Until around 2012, the inaccurately named “Point” at Point Leo was the best wave on the Peninsula side of the void. Tide dependent, a suck-rock take-off would offer walls and bowls through the section known as The Racecourse, for multiple turns in both directions. Up to head-high, it was a defined peak. Any bigger and the left semi-closed-out, as an outside boil on the right got you in early, offering bigger turns or a backdoor tube.

The high-tide sessions were frequented by some of the coast’s best surfers. The venue even hosted professional events, as well as multiple State and national level contests."

More here
https://www.surfline.com/surf-news/vanishing-point/162374

indo-dreaming's picture
indo-dreaming's picture
indo-dreaming Sunday, 18 Aug 2024 at 7:35am

Missed my Edit period re reading the article

Heres the real focus of the article, thats just seems so crazy, it must be heart breaking for local surfers.

"The break’s high-tide demise began in the late 2000s. Under perfect conditions, it often seemed mis-aligned, and slowly more sets began pushing wide of the take-off or swinging deep inside, missing the rock and Racecourse sections.

Over time, the swell’s focus completely shifted. Today, the break offers little more than a regressing shoulder, except on large, low-tide days.

What happened? Conspiracy theories abound. Many point the finger at a mussel farm a few kilometres west, near the mouth of the bay. Others take aim at coastal development and changes in stormwater runoff. A long-term shift in swell direction has even been discussed.

Aussie surfing stalwarts and local board manufacturers Phil and Paul Trigger, along with their long-time glasser Jon Jolly, are among the best to have surfed this zone. With experience in the area back to the 1960s, they’ve felt the area’s changes first-hand.

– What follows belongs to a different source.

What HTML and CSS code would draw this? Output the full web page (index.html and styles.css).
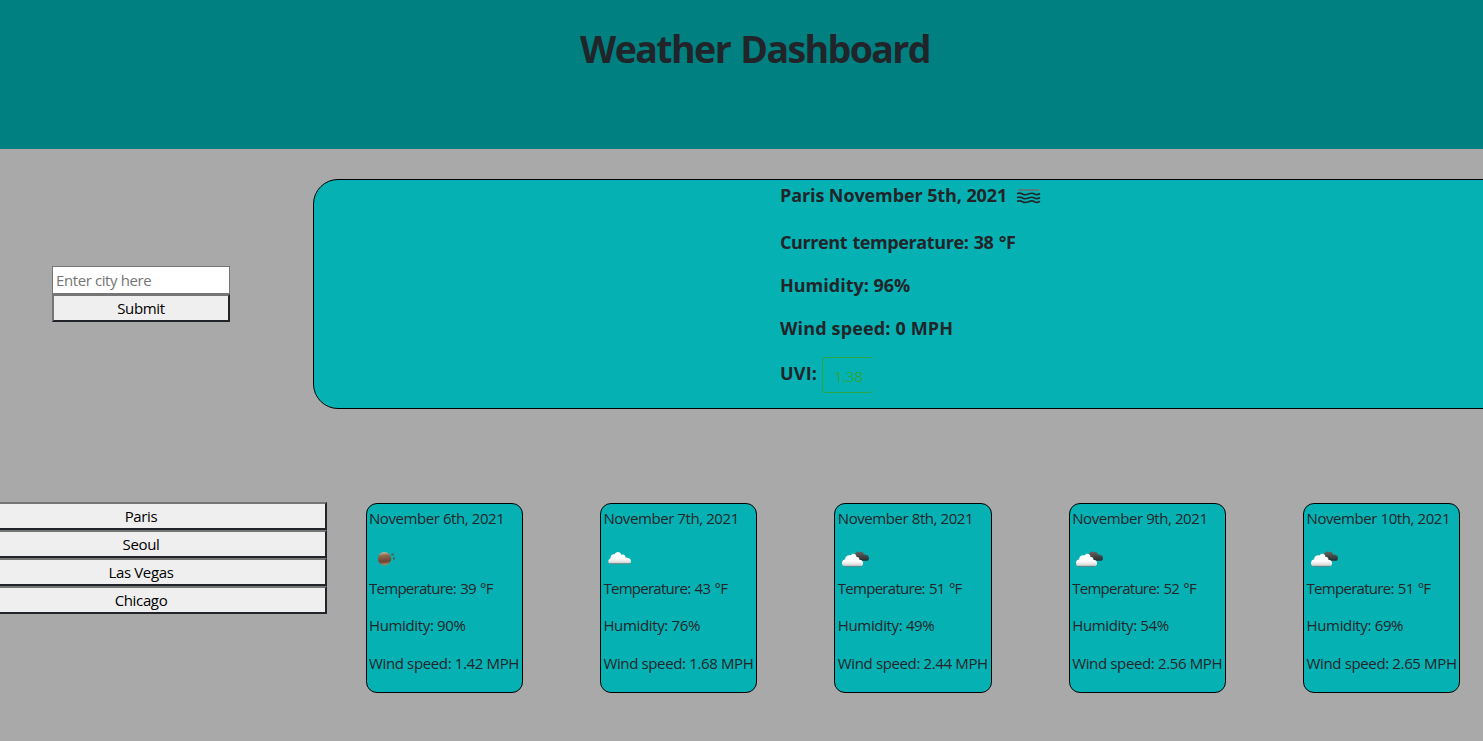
FILE: index.html
```html
<!DOCTYPE html>
<html lang="en">
<head>
<meta charset="utf-8">
<title>Weather Dashboard</title>
<link rel="stylesheet" href="styles.css">
</head>
<body>
<svg class="defs" aria-hidden="true">
  <defs>
    <linearGradient id="white" x1="0" y1="0" x2="0" y2="1"><stop offset=".6" stop-color="#fff"/><stop offset="1" stop-color="#cfcfcf"/></linearGradient>
    <linearGradient id="dark" x1="0" y1="0" x2="0" y2="1"><stop offset="0" stop-color="#6b6260"/><stop offset=".6" stop-color="#3c4344"/><stop offset="1" stop-color="#242e2f"/></linearGradient>
    <linearGradient id="moon" x1="0" y1="0" x2="0.100" y2="1"><stop offset="0" stop-color="#d8cba8"/><stop offset=".3" stop-color="#8f6a50"/><stop offset=".75" stop-color="#6a4433"/><stop offset="1" stop-color="#a08a70"/></linearGradient>
    <symbol id="clouds" viewBox="0 0 40 28">
      <path fill="url(#dark)" d="M18 8c0-3 3-4.500 5.500-3 1.500-.5 3 .3 3.500 2.500 2.500 0 5 1 5 3.500 0 2-1 2.800-3 2.800h-5l-6-4z"/>
      <path fill="url(#white)" d="M7 19c-2 0-2.500-3.500-1.500-5 .7-1 1.500-1.500 2.500-1.500 0-3 3-5 5.500-4 2-3 6-1.500 6 1.500 2-.3 3 1 3 3 3 0 4 2 3.500 4-.3 1.500-1 2-2 2z"/>
      <path stroke="#777" stroke-width=".8" d="M7 19.300h17"/>
    </symbol>
  </defs>
</svg>
<header class="header"><h1>Weather Dashboard</h1></header>
<main>
  <section class="top">
    <form class="search">
      <input type="text" placeholder="Enter city here">
      <button type="button">Submit</button>
    </form>
    <div class="current">
      <h2 class="place"><span>Paris November 5th, 2021</span>
        <svg class="mist" width="26" height="16" viewBox="0 0 26 16" fill="none" stroke="#20282b" stroke-width="1.700">
          <path stroke="#5f7476" d="M2 2h21"/>
          <path d="M1 5.500q3-1 5.500.5t6 0 6 0 5.500-.5M1 9.500q3-1 5.500.5t6 0 6 0 5.500-.5M1 13.200q3-1 5.500.5t6 0 6 0 5.500-.5"/>
        </svg></h2>
      <h2 class="temp">Current temperature: 38 °F</h2>
      <h2 class="hum">Humidity: 96%</h2>
      <h2 class="wind">Wind speed: 0 MPH</h2>
      <div class="uvi"><h2>UVI:</h2><span class="badge">1.38</span></div>
    </div>
  </section>
  <section class="bottom">
    <div class="history">
      <button>Paris</button><button>Seoul</button><button>Las Vegas</button><button>Chicago</button>
    </div>
    <div class="forecast">
      <article class="card"><p class="date">November 6th, 2021</p>
        <svg class="icon" viewBox="0 0 40 28"><circle cx="16.500" cy="11.700" r="6.700" fill="url(#moon)"/><path fill="#4d5a50" d="M23.500 6.500h2v2h-2zM25 10.500h2v2h-2z"/></svg>
        <p class="degrees">Temperature: 39 °F</p><p>Humidity: 90%</p><p class="speed">Wind speed: 1.42 MPH</p></article>
      <article class="card"><p class="date">November 7th, 2021</p>
        <svg class="icon" viewBox="0 0 40 28"><path fill="url(#white)" d="M8.500 16.500c-3 0-3-4 0-5 0-3 1.500-4.500 4-4.200 2-3.500 6-3 7 .7 2-1 4 0 4 2.500 3.500 0 5.500 1.500 5.500 4 0 1.500-1 2-2 2z"/><path stroke="#777" stroke-width=".8" d="M8 16.700h20"/></svg>
        <p class="degrees">Temperature: 43 °F</p><p>Humidity: 76%</p><p class="speed">Wind speed: 1.68 MPH</p></article>
      <article class="card"><p class="date">November 8th, 2021</p>
        <svg class="icon"><use href="#clouds"/></svg>
        <p class="degrees">Temperature: 51 °F</p><p>Humidity: 49%</p><p class="speed">Wind speed: 2.44 MPH</p></article>
      <article class="card"><p class="date">November 9th, 2021</p>
        <svg class="icon"><use href="#clouds"/></svg>
        <p class="degrees">Temperature: 52 °F</p><p>Humidity: 54%</p><p class="speed">Wind speed: 2.56 MPH</p></article>
      <article class="card"><p class="date">November 10th, 2021</p>
        <svg class="icon"><use href="#clouds"/></svg>
        <p class="degrees">Temperature: 51 °F</p><p>Humidity: 69%</p><p class="speed">Wind speed: 2.65 MPH</p></article>
    </div>
  </section>
</main>
</body>
</html>
```
FILE: styles.css
```css
* { box-sizing: border-box; }
body {
  margin: 0;
  height: 741px;
  overflow: hidden;
  background: #a9a9a9;
  color: #212529;
  font: 15px/22.5px "Open Sans", "Noto Sans", sans-serif;
}
h1, h2, p { margin: 0; }
.defs { display: block; width: 0; height: 0; }
.header { height: 149px; padding: 25px 0 0 27px; background: #008080; text-align: center; }
h1 { font-size: 37.5px; line-height: 48px; font-weight: 700; letter-spacing: -1.6px; word-spacing: 2px; }
h2 { font-size: 18px; line-height: 22px; font-weight: 700; letter-spacing: -0.1px; }
.top { display: grid; grid-template-columns: 313px 1200px; height: 354px; padding-top: 30px; }
.search { display: flex; flex-direction: column; width: 178px; margin: 87px 0 0 52px; }
.search input { height: 28px; padding: 2px 2px 2px 3px; border: 1px solid #767676; background: #fff; font: inherit; letter-spacing: -0.4px; }
.search input::placeholder { color: #757575; }
button { display: block; height: 28px; padding: 1px 0 0; border: 2px solid; border-color: #767676 #212529 #212529 #767676; background: #efefef; color: #000; font: inherit; letter-spacing: -0.35px; }
.current { height: 230px; padding: 4px 0 0 466px; border: 1px solid #000; border-radius: 25px; background: #06b1b3; }
.place { display: flex; align-items: center; gap: 9px; margin-bottom: 25px; }
.mist { margin-top: 2px; }
.temp, .hum { margin-bottom: 21px; }
.temp { letter-spacing: -0.4px; word-spacing: 1px; }
.hum { letter-spacing: 0; }
.wind { margin-bottom: 18px; letter-spacing: 0.15px; }
.uvi { display: flex; gap: 5px; }
.uvi h2 { margin-top: 5px; letter-spacing: 0.2px; }
.badge { width: 51px; height: 36px; padding: 7px 0 0 11px; border: 1px solid #28a745; border-right: 0; border-radius: 4px; color: #28a745; font-size: 15px; letter-spacing: -0.3px; }
.bottom { display: grid; grid-template-columns: 327px 1fr; }
.history { margin: -1px 0 0 -45px; }
.history button { width: 372px; }
.forecast { display: flex; gap: 77px; padding-left: 38.5px; }
.card { flex: 0 0 157.4px; min-width: 0; height: 190px; padding: 3px 0 0 2.5px; border: 1px solid #000; border-radius: 11px; background: #06b1b3; white-space: nowrap; }
.card p { margin-bottom: 15px; letter-spacing: -0.35px; }
.card .date { margin-bottom: 17px; letter-spacing: -0.42px; }
.card .degrees { letter-spacing: -0.72px; word-spacing: 1px; }
.card .speed { letter-spacing: -0.36px; }
.icon { display: block; width: 40px; height: 28px; margin: 0 0 2px -1px; }
```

My first question to the trio is somewhat rhetoric – are we just getting older, was it simply rose-coloured glasses looking in the rear-view mirror? Surely it can’t have changed that much?

The response is unanimous: “Completely different.”

“That was a great wave for a long time. Reliable and competitive. The best surfers frequented it – Garry Taylor, Andrew Everist, Simon Forward, Kane and Gus Tankard, Phil Coates, the Watson brothers, Wally Tibballs and many others. You would be hard-pressed to convince the best of our younger generation to even try it now on a high tide. Unbelievable how it doesn’t run off anymore.”

blackers's picture
blackers's picture
blackers Sunday, 18 Aug 2024 at 10:12am

^^ thanks for sharing that. I wouldn’t have surfed the point for 20 + years I reckon. Better option's elsewhere as it has faded as described. Some suck rock sessions still seem to go down but short, not running down the reef. Hard to remember the last bay swell either. Lots of inbetweeners .

basesix's picture
basesix's picture
basesix Sunday, 18 Aug 2024 at 10:18am

maybe give it a run Friday @blackers, see if it stands up, for old times sake. (interesting article @indo)

indo-dreaming's picture
indo-dreaming's picture
indo-dreaming Sunday, 18 Aug 2024 at 2:13pm

I guess if its just a natural cycle who knows one day it could do the opposite and change back again, who knows even get deeper, really feel for the locals there though.

blackers's picture
blackers's picture
blackers Sunday, 18 Aug 2024 at 5:19pm
basesix wrote:

maybe give it a run Friday....

Thanks for the heads up. A week on Monday looking like a bayswell :)
Friday looks a tweener unfortunately.
It's where I learnt to surf, the closest break to home, so fond memories. It feels like too much west in the swells, with the storm track higher perhaps. Over to you Craig.

blackers's picture
blackers's picture
blackers Sunday, 18 Aug 2024 at 5:56pm

....erm, in a fortnight rather than a week..........

GuySmiley's picture
GuySmiley's picture
GuySmiley Monday, 19 Aug 2024 at 6:02am

Haven’t surfed the point much at all as noted ^^ better less crowded options (beyond West Head). The first time I did surf the point I remember like it was yesterday, big swell and a thick fog reducing visibility down massively - big peaks coming out of nowhere, ouch:) lots of hard last minute paddling and relying more on sound than sight. The lefts at 1st reef were reliably good

Gee, I just love surfing in thick fog where the visibility is poor, everything is closed in around you, waves arrive and disappear into the mist, the sea rises and falls and your ears are tingling alert to any sound, yeah it’s the focus on sound from the splash of someone else paddling out to the boil of the suck rock. It’s a rare thing, done it only 4 times in my lifetime!

blackers's picture
blackers's picture
blackers Monday, 19 Aug 2024 at 8:50pm

First Reef. Now there is a wave that has all but disappeared.
Surfing in fog is good fun, it usually means its going to be clean! Clean-ups make it interesting.